Exercise directions: All of the lines below are to be printed again exactly; images are excluded from the output.

(Front-end source files)
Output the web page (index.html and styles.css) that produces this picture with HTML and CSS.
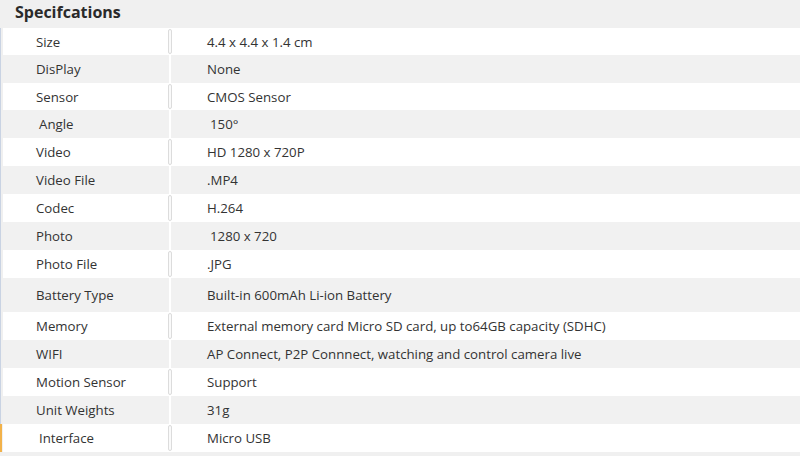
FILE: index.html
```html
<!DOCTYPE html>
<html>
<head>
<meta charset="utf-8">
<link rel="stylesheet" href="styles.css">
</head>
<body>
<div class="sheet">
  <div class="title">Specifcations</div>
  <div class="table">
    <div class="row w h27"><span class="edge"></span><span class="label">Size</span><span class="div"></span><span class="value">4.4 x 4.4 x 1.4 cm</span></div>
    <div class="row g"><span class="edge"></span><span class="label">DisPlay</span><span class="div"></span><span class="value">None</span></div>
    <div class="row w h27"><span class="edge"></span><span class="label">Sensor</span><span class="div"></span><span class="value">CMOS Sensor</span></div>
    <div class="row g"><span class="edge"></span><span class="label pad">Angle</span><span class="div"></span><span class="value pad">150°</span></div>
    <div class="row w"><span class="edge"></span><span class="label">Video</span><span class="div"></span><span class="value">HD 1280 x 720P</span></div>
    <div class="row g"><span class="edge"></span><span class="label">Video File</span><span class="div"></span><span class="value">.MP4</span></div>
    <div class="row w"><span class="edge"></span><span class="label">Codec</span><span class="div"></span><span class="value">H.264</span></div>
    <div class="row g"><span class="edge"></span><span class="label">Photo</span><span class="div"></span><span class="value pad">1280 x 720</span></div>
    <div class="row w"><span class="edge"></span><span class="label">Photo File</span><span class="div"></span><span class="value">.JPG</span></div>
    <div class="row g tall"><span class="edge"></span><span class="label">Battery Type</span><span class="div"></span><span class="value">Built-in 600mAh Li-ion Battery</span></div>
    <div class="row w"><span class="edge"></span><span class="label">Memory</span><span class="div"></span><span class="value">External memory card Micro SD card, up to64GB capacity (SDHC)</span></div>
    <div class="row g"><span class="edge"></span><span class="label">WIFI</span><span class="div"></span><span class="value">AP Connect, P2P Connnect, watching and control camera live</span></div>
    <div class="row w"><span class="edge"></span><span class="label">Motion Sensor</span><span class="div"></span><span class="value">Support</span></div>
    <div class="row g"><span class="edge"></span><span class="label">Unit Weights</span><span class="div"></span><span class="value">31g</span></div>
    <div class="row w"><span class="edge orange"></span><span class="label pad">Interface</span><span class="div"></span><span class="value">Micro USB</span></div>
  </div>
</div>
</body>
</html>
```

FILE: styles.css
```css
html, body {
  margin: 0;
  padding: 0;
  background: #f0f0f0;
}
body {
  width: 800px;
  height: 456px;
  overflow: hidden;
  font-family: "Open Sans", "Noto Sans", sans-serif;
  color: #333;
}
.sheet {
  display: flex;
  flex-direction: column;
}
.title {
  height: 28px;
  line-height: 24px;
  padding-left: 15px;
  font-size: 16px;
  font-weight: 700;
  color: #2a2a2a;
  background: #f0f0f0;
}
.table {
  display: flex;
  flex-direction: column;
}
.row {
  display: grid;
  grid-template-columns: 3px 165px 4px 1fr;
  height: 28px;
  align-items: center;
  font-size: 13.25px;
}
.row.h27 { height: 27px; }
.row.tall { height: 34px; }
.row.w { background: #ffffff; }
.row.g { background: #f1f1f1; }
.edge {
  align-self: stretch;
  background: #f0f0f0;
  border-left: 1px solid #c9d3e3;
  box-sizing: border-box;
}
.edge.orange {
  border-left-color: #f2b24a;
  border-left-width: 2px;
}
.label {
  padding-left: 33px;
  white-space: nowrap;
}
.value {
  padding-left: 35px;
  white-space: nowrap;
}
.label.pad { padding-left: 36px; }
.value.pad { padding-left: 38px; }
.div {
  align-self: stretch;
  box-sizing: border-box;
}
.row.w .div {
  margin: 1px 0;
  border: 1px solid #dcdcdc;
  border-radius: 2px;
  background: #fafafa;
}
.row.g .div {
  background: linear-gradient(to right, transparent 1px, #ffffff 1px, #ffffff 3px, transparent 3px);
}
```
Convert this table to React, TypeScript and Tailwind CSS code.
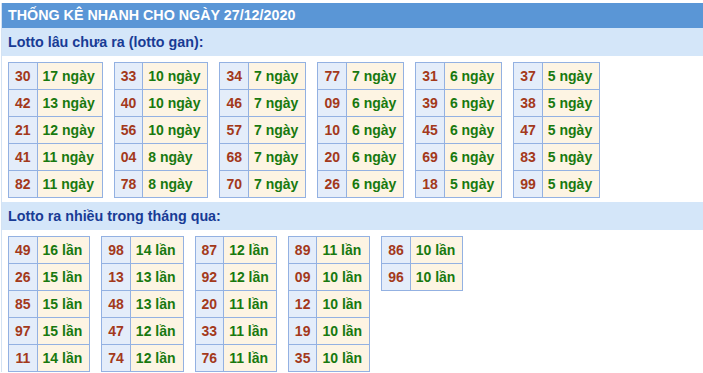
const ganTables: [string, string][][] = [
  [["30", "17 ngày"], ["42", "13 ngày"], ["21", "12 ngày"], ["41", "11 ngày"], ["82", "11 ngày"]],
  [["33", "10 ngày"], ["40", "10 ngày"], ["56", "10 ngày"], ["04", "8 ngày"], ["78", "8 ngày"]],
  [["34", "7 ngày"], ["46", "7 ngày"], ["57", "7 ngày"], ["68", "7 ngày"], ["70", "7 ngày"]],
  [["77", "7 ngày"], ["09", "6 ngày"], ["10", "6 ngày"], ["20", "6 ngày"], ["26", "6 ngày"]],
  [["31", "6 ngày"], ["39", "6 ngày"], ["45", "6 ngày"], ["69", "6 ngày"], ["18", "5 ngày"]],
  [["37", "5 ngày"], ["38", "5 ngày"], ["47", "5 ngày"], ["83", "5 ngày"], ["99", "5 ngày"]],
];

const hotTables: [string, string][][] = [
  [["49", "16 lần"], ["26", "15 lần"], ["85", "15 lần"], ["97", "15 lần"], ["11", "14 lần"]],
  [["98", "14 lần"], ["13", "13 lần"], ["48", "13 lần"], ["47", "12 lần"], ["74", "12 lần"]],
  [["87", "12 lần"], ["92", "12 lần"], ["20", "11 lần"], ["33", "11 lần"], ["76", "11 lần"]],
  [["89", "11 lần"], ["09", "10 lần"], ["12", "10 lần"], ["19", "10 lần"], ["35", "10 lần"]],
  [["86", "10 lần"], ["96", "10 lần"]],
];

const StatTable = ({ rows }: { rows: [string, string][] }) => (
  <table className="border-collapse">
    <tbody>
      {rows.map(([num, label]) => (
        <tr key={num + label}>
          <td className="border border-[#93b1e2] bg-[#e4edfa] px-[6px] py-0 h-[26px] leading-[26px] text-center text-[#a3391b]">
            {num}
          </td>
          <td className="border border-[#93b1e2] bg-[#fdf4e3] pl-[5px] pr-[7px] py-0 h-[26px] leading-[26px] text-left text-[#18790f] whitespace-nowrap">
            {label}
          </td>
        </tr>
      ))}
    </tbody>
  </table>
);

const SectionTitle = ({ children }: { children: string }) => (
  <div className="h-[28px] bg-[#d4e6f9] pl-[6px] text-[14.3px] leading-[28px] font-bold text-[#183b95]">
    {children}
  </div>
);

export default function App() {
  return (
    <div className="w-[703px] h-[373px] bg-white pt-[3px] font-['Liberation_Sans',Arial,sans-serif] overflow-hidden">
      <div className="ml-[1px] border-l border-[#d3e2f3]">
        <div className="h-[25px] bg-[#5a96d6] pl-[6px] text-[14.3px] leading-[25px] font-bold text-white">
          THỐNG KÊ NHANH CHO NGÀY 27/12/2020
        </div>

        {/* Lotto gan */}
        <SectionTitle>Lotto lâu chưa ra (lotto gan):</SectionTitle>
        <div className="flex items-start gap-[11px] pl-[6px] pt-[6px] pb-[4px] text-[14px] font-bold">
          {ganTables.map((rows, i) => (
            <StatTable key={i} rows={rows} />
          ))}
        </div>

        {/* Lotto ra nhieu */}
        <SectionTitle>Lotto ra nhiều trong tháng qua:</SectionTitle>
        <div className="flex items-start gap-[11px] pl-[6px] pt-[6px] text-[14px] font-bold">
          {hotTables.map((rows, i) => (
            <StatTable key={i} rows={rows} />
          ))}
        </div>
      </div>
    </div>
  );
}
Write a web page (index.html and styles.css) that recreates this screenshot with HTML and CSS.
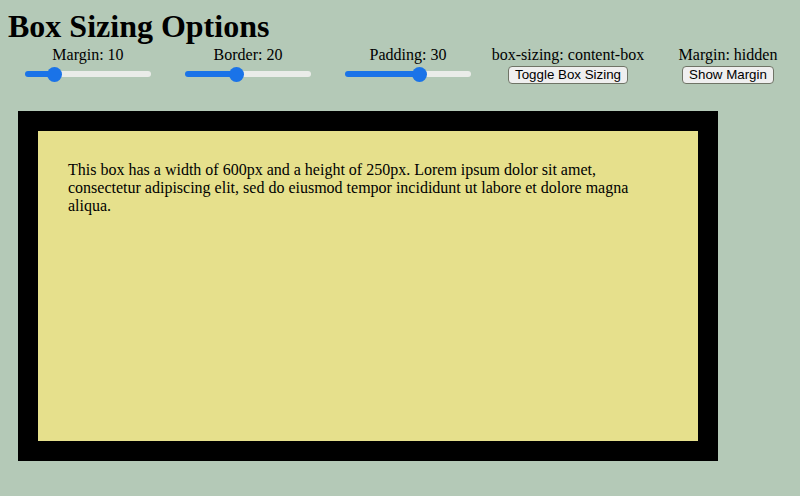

Exercise result:
Output the web page (index.html and styles.css) that produces this picture with HTML and CSS.
FILE: index.html
```html
<!DOCTYPE html>
<html>
<head>
<meta charset="utf-8">
<link rel="stylesheet" href="styles.css">
</head>
<body>
<div class="sheet">
  <div class="title">Specifcations</div>
  <div class="table">
    <div class="row w h27"><span class="edge"></span><span class="label">Size</span><span class="div"></span><span class="value">4.4 x 4.4 x 1.4 cm</span></div>
    <div class="row g"><span class="edge"></span><span class="label">DisPlay</span><span class="div"></span><span class="value">None</span></div>
    <div class="row w h27"><span class="edge"></span><span class="label">Sensor</span><span class="div"></span><span class="value">CMOS Sensor</span></div>
    <div class="row g"><span class="edge"></span><span class="label pad">Angle</span><span class="div"></span><span class="value pad">150°</span></div>
    <div class="row w"><span class="edge"></span><span class="label">Video</span><span class="div"></span><span class="value">HD 1280 x 720P</span></div>
    <div class="row g"><span class="edge"></span><span class="label">Video File</span><span class="div"></span><span class="value">.MP4</span></div>
    <div class="row w"><span class="edge"></span><span class="label">Codec</span><span class="div"></span><span class="value">H.264</span></div>
    <div class="row g"><span class="edge"></span><span class="label">Photo</span><span class="div"></span><span class="value pad">1280 x 720</span></div>
    <div class="row w"><span class="edge"></span><span class="label">Photo File</span><span class="div"></span><span class="value">.JPG</span></div>
    <div class="row g tall"><span class="edge"></span><span class="label">Battery Type</span><span class="div"></span><span class="value">Built-in 600mAh Li-ion Battery</span></div>
    <div class="row w"><span class="edge"></span><span class="label">Memory</span><span class="div"></span><span class="value">External memory card Micro SD card, up to64GB capacity (SDHC)</span></div>
    <div class="row g"><span class="edge"></span><span class="label">WIFI</span><span class="div"></span><span class="value">AP Connect, P2P Connnect, watching and control camera live</span></div>
    <div class="row w"><span class="edge"></span><span class="label">Motion Sensor</span><span class="div"></span><span class="value">Support</span></div>
    <div class="row g"><span class="edge"></span><span class="label">Unit Weights</span><span class="div"></span><span class="value">31g</span></div>
    <div class="row w"><span class="edge orange"></span><span class="label pad">Interface</span><span class="div"></span><span class="value">Micro USB</span></div>
  </div>
</div>
</body>
</html>
```

FILE: styles.css
```css
html, body {
  margin: 0;
  padding: 0;
  background: #f0f0f0;
}
body {
  width: 800px;
  height: 456px;
  overflow: hidden;
  font-family: "Open Sans", "Noto Sans", sans-serif;
  color: #333;
}
.sheet {
  display: flex;
  flex-direction: column;
}
.title {
  height: 28px;
  line-height: 24px;
  padding-left: 15px;
  font-size: 16px;
  font-weight: 700;
  color: #2a2a2a;
  background: #f0f0f0;
}
.table {
  display: flex;
  flex-direction: column;
}
.row {
  display: grid;
  grid-template-columns: 3px 165px 4px 1fr;
  height: 28px;
  align-items: center;
  font-size: 13.25px;
}
.row.h27 { height: 27px; }
.row.tall { height: 34px; }
.row.w { background: #ffffff; }
.row.g { background: #f1f1f1; }
.edge {
  align-self: stretch;
  background: #f0f0f0;
  border-left: 1px solid #c9d3e3;
  box-sizing: border-box;
}
.edge.orange {
  border-left-color: #f2b24a;
  border-left-width: 2px;
}
.label {
  padding-left: 33px;
  white-space: nowrap;
}
.value {
  padding-left: 35px;
  white-space: nowrap;
}
.label.pad { padding-left: 36px; }
.value.pad { padding-left: 38px; }
.div {
  align-self: stretch;
  box-sizing: border-box;
}
.row.w .div {
  margin: 1px 0;
  border: 1px solid #dcdcdc;
  border-radius: 2px;
  background: #fafafa;
}
.row.g .div {
  background: linear-gradient(to right, transparent 1px, #ffffff 1px, #ffffff 3px, transparent 3px);
}
```
Convert this table to React, TypeScript and Tailwind CSS code.
const ganTables: [string, string][][] = [
  [["30", "17 ngày"], ["42", "13 ngày"], ["21", "12 ngày"], ["41", "11 ngày"], ["82", "11 ngày"]],
  [["33", "10 ngày"], ["40", "10 ngày"], ["56", "10 ngày"], ["04", "8 ngày"], ["78", "8 ngày"]],
  [["34", "7 ngày"], ["46", "7 ngày"], ["57", "7 ngày"], ["68", "7 ngày"], ["70", "7 ngày"]],
  [["77", "7 ngày"], ["09", "6 ngày"], ["10", "6 ngày"], ["20", "6 ngày"], ["26", "6 ngày"]],
  [["31", "6 ngày"], ["39", "6 ngày"], ["45", "6 ngày"], ["69", "6 ngày"], ["18", "5 ngày"]],
  [["37", "5 ngày"], ["38", "5 ngày"], ["47", "5 ngày"], ["83", "5 ngày"], ["99", "5 ngày"]],
];

const hotTables: [string, string][][] = [
  [["49", "16 lần"], ["26", "15 lần"], ["85", "15 lần"], ["97", "15 lần"], ["11", "14 lần"]],
  [["98", "14 lần"], ["13", "13 lần"], ["48", "13 lần"], ["47", "12 lần"], ["74", "12 lần"]],
  [["87", "12 lần"], ["92", "12 lần"], ["20", "11 lần"], ["33", "11 lần"], ["76", "11 lần"]],
  [["89", "11 lần"], ["09", "10 lần"], ["12", "10 lần"], ["19", "10 lần"], ["35", "10 lần"]],
  [["86", "10 lần"], ["96", "10 lần"]],
];

const StatTable = ({ rows }: { rows: [string, string][] }) => (
  <table className="border-collapse">
    <tbody>
      {rows.map(([num, label]) => (
        <tr key={num + label}>
          <td className="border border-[#93b1e2] bg-[#e4edfa] px-[6px] py-0 h-[26px] leading-[26px] text-center text-[#a3391b]">
            {num}
          </td>
          <td className="border border-[#93b1e2] bg-[#fdf4e3] pl-[5px] pr-[7px] py-0 h-[26px] leading-[26px] text-left text-[#18790f] whitespace-nowrap">
            {label}
          </td>
        </tr>
      ))}
    </tbody>
  </table>
);

const SectionTitle = ({ children }: { children: string }) => (
  <div className="h-[28px] bg-[#d4e6f9] pl-[6px] text-[14.3px] leading-[28px] font-bold text-[#183b95]">
    {children}
  </div>
);

export default function App() {
  return (
    <div className="w-[703px] h-[373px] bg-white pt-[3px] font-['Liberation_Sans',Arial,sans-serif] overflow-hidden">
      <div className="ml-[1px] border-l border-[#d3e2f3]">
        <div className="h-[25px] bg-[#5a96d6] pl-[6px] text-[14.3px] leading-[25px] font-bold text-white">
          THỐNG KÊ NHANH CHO NGÀY 27/12/2020
        </div>

        {/* Lotto gan */}
        <SectionTitle>Lotto lâu chưa ra (lotto gan):</SectionTitle>
        <div className="flex items-start gap-[11px] pl-[6px] pt-[6px] pb-[4px] text-[14px] font-bold">
          {ganTables.map((rows, i) => (
            <StatTable key={i} rows={rows} />
          ))}
        </div>

        {/* Lotto ra nhieu */}
        <SectionTitle>Lotto ra nhiều trong tháng qua:</SectionTitle>
        <div className="flex items-start gap-[11px] pl-[6px] pt-[6px] text-[14px] font-bold">
          {hotTables.map((rows, i) => (
            <StatTable key={i} rows={rows} />
          ))}
        </div>
      </div>
    </div>
  );
}
Write a web page (index.html and styles.css) that recreates this screenshot with HTML and CSS.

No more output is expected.